Shock wave structure in astrophysical flows with an account of photon transfer

TL;DR

This paper develops a detailed model of shock wave structures in high-energy astrophysical flows by solving the relativistic radiative transfer equations, improving understanding of shock phenomena in extreme astrophysical environments.

Contribution

It introduces a novel iterative method for solving relativistic radiation hydrodynamics equations, including radiative transfer, for shock wave analysis in astrophysics.

Findings

Radiative transfer solutions differ significantly from Eddington and M1 approximations.

Conditions for jump discontinuities in non-relativistic radiation shocks are numerically identified.

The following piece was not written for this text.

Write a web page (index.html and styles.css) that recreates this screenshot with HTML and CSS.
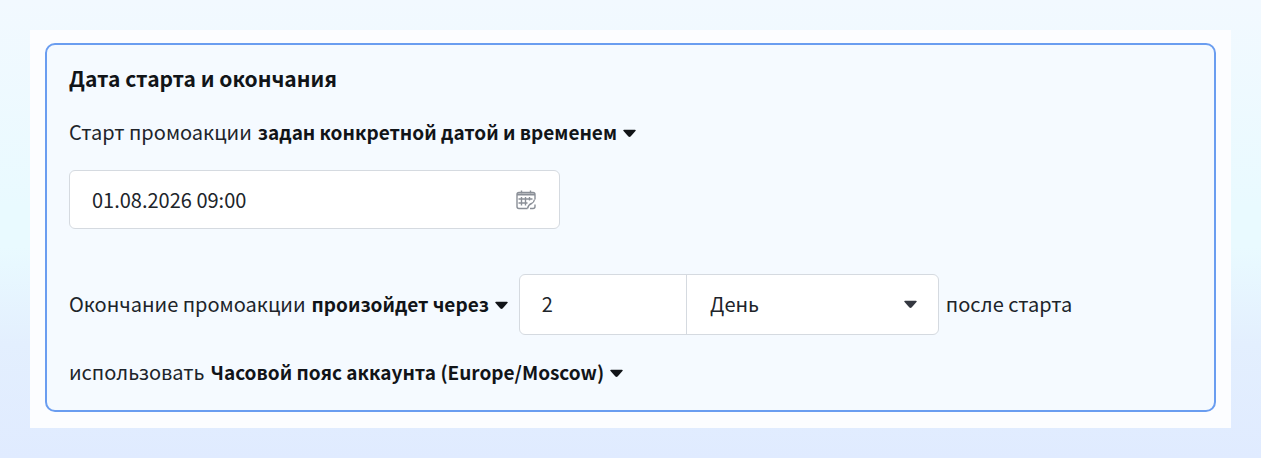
FILE: index.html
```
<!DOCTYPE html>
<html lang="ru">
<head>
<meta charset="utf-8">
<meta name="viewport" content="width=device-width, initial-scale=1">
<title>Дата старта и окончания</title>
<link rel="stylesheet" href="styles.css">
</head>
<body>
<main class="panel">
  <form class="card">
    <h2 class="card-title">Дата старта и окончания</h2>
    <div class="row row-start">
      <span class="label">Старт промоакции</span>
      <button type="button" class="picker">задан конкретной датой и временем
        <svg class="caret" viewBox="0 0 12 8" aria-hidden="true"><path d="M1 0.5h10q1.2 0.3 0.5 1.2L7 6.8q-1 0.8-2 0L0.5 1.7Q-0.2 0.8 1 0.5z"/></svg>
      </button>
    </div>
    <div class="date-field">
      <input class="date-input" type="text" value="01.08.2026 09:00" aria-label="Дата и время старта">
      <svg class="calendar" viewBox="0 0 20 20" aria-hidden="true">
        <path d="M5.5 0.5v3M14.5 0.5v3M1 16.500V4.500q0-2 2-2h14q2 0 2 2V9.500M1 16.500q0 2 2 2h8.500"/>
        <path class="calendar-head" d="M1 4.500h18"/>
        <path d="M5.500 7v8.500M9.500 7v8.500M13.500 7v3.500M2.500 9h14M2.500 13h9M18.500 9.500Q18 12.500 15.500 13.500Q12.500 14.500 11.500 18.500M19 14.500v2q0 2-2 2h-3"/>
      </svg>
    </div>
    <div class="row row-end">
      <span class="label">Окончание промоакции</span>
      <button type="button" class="picker">произойдет через
        <svg class="caret" viewBox="0 0 12 8" aria-hidden="true"><path d="M1 0.5h10q1.2 0.3 0.5 1.2L7 6.8q-1 0.8-2 0L0.5 1.7Q-0.2 0.8 1 0.5z"/></svg>
      </button>
      <div class="duration">
        <input class="amount" type="text" inputmode="numeric" value="2" aria-label="Количество">
        <div class="unit-field">
          <select class="unit" aria-label="Единица времени"><option>День</option></select>
          <svg class="caret unit-caret" viewBox="0 0 12 8" aria-hidden="true"><path d="M1 0.5h10q1.2 0.3 0.5 1.2L7 6.8q-1 0.8-2 0L0.5 1.7Q-0.2 0.8 1 0.5z"/></svg>
        </div>
      </div>
      <span class="label">после старта</span>
    </div>
    <div class="row row-zone">
      <span class="label">использовать</span>
      <button type="button" class="picker">Часовой пояс аккаунта (Europe/Moscow)
        <svg class="caret" viewBox="0 0 12 8" aria-hidden="true"><path d="M1 0.5h10q1.2 0.3 0.5 1.2L7 6.8q-1 0.8-2 0L0.5 1.7Q-0.2 0.8 1 0.5z"/></svg>
      </button>
    </div>
  </form>
</main>
</body>
</html>
```
FILE: styles.css
```
* {
  box-sizing: border-box;
}

body {
  min-height: 100vh;
  margin: 0;
  padding: 30px;
  background: linear-gradient(180deg, #f2f9ff 0%, #e9faff 45%, #e9faff 54%, #e3effe 75%, #e0ebff 100%);
  color: #20242a;
  font-family: "Noto Sans CJK SC", "Noto Sans", sans-serif;
  font-size: 20px;
  line-height: 30px;
}

button,
input,
select {
  margin: 0;
  color: inherit;
  font: inherit;
}

.panel {
  padding: 13px 15px 16px;
  background: #fcfdff;
}

.card {
  padding: 18px 22px 21px;
  border: 2px solid #6a9df0;
  border-radius: 10px;
  background: #f5faff;
}

.card-title {
  margin: 0 0 24px;
  color: #111418;
  font-size: 21px;
  font-weight: 700;
  line-height: 30px;
}

.row {
  display: flex;
  flex-wrap: wrap;
  align-items: center;
  gap: 6px;
}

.label,
.picker {
  padding: 0 0 2px;
}

.picker {
  display: flex;
  align-items: center;
  gap: 6px;
  border: 0;
  background: none;
  color: #111418;
  font-size: 19px;
  font-weight: 700;
  cursor: pointer;
}

.caret {
  flex: none;
  width: 13px;
  height: 9px;
  margin-top: 3px;
  fill: currentColor;
}

.date-field {
  display: grid;
  align-items: center;
  width: 491px;
  max-width: 100%;
  margin: 21px 0 45px;
}

.date-field > *,
.unit-field > * {
  grid-area: 1 / 1;
}

.date-input {
  width: 100%;
  height: 59px;
  padding: 0 60px 0 22px;
  border: 1px solid #d5dae0;
  border-radius: 6px;
  background: #fff;
}

.calendar {
  justify-self: end;
  width: 20px;
  height: 20px;
  margin-right: 24px;
  fill: none;
  stroke: #8a8f97;
  stroke-width: 1.4;
  pointer-events: none;
}

.calendar-head {
  stroke-width: 2;
}

.duration {
  display: flex;
  width: 420px;
  margin: 0 1px 0 5px;
  border: 1px solid #d5dae0;
  border-radius: 6px;
  background: #fff;
  overflow: hidden;
}

.amount {
  width: 40%;
  height: 59px;
  padding: 0 22px 2px;
  border: 0;
  border-right: 1px solid #d5dae0;
  background: none;
}

.unit-field {
  display: grid;
  flex: 1;
  align-items: center;
}

.unit {
  width: 100%;
  height: 59px;
  padding: 0 50px 2px 23px;
  border: 0;
  background: none;
  appearance: none;
}

.unit-caret {
  justify-self: end;
  margin: 0 21px 0 0;
  color: #343840;
  pointer-events: none;
}

.row-zone {
  margin-top: 22px;
}
```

The method effectively models relativistic, radiation-dominated shock structures.

Abstract

For an accurate treatment of the shock wave propagation in high-energy astrophysical phenomena, such as supernova shock breakouts, gamma-ray bursts and accretion disks, knowledge of radiative transfer plays a crucial role. In this paper we consider one-dimensional (1D) special relativistic radiation hydrodynamics by solving the Boltzmann equation for radiative transfer. The structure of a radiative shock is calculated for a number of shock tube problems, including strong shock waves, and relativistic- and radiation-dominated cases. Calculations are performed using an iterative technique that consistently solves the equations of relativistic hydrodynamics and relativistic comoving radiative transfer. A comparison of radiative transfer solutions with the Eddington approximation and the M1 closure is made. A qualitative analysis of moment equations for radiation is performed and the conditions for the existence of jump discontinuity for non-relativistic cases are investigated numerically.